Pedro Pou, el ex presidente del Banco Central que esculpió con los últimos retoques este sistema financiero que perece, solía postular que con una banca predominantemente extranjera era innecesario que la autoridad monetaria cumpliera el rol de prestamista de última instancia, porque aquellos bancos internacionales responderían con el respaldo de sus casas matrices. Resultó falso. Cuando la necesidad aprieta, la banca extranjera mira para otro lado, prefiriendo que el sistema estalle antes de arriesgar capital propio en la devolución de los depósitos. Como un agente de control bobo, el Banco Central observó pasivamente cómo estas entidades cancelaron, a lo largo de los últimos meses, sus cuentas con las casas matrices retirando el dinero del país, mientras que solicitaban redescuentos (préstamos) al propio Banco Central para cubrir sus necesidades de liquidez. Una práctica legal, por cierto, pero no por ello menos perversa. Son esos mismos bancos extranjeros los que hasta ayer los “analistas financieros” señalaban como los “más perjudicados por las draconianas resoluciones del gobierno argentino”. Analistas de la agencia calificadora Moody’s y del banco de inversión BCP Securities, desde Madrid y Nueva York, respectivamente, esgrimieron ese argumento para señalar que una eventual retirada de los bancos norteamericanos o españoles del país estaría plenamente justificada.
El gobierno se ve así sometido a presiones cruzadas. La actitud amenazante de los bancos extranjeros, aunque sea por boca de terceros; la de los bancos locales, públicos y privados, que penden de un hilo tan fino como la credibilidad que genera el cronograma del corralito; y los ahorristas, que a base de cacerolazos han descubierto una herramienta para atemorizar al gobierno, pero ineficaz todavía para recuperar sus depósitos. Lo preocupante es que no tenga un plan propio, y trate de encontrar una salida en un inexistente camino intermedio que conforme parcialmente a cada parte. La dura realidad es que no hay solución bajo este esquema, y que sobre esta base no hay posibilidades de recomponer el sistema financiero.

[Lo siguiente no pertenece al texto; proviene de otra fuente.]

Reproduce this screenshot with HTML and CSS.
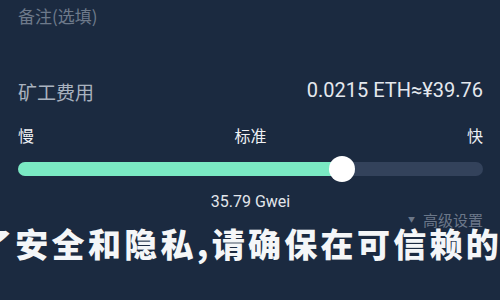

Quizás haya llegado el momento de imaginar una solución que independice la solución al corralito de la conformación de un nuevo sistema financiero. Este último requerirá de una nueva Ley de Entidades Financieras, distinta a la concebida en 1977. Y de instituciones que arranquen de cero. Si los bancos internacionales no están dispuestos a aportar su capital, no tiene sentido seguir haciendo esfuerzos para “atraerlos”, ni privarse de hacer una política propia para “no ahuyentarlos”. Para los ahorristas, la solución seguramente resultará similar a la actual, en cuanto a una devolución escalonada y a mediano plazo. Pero deberá ser formulada sobre bases creíbles. Es, precisamente, de lo que carece el actual esquema.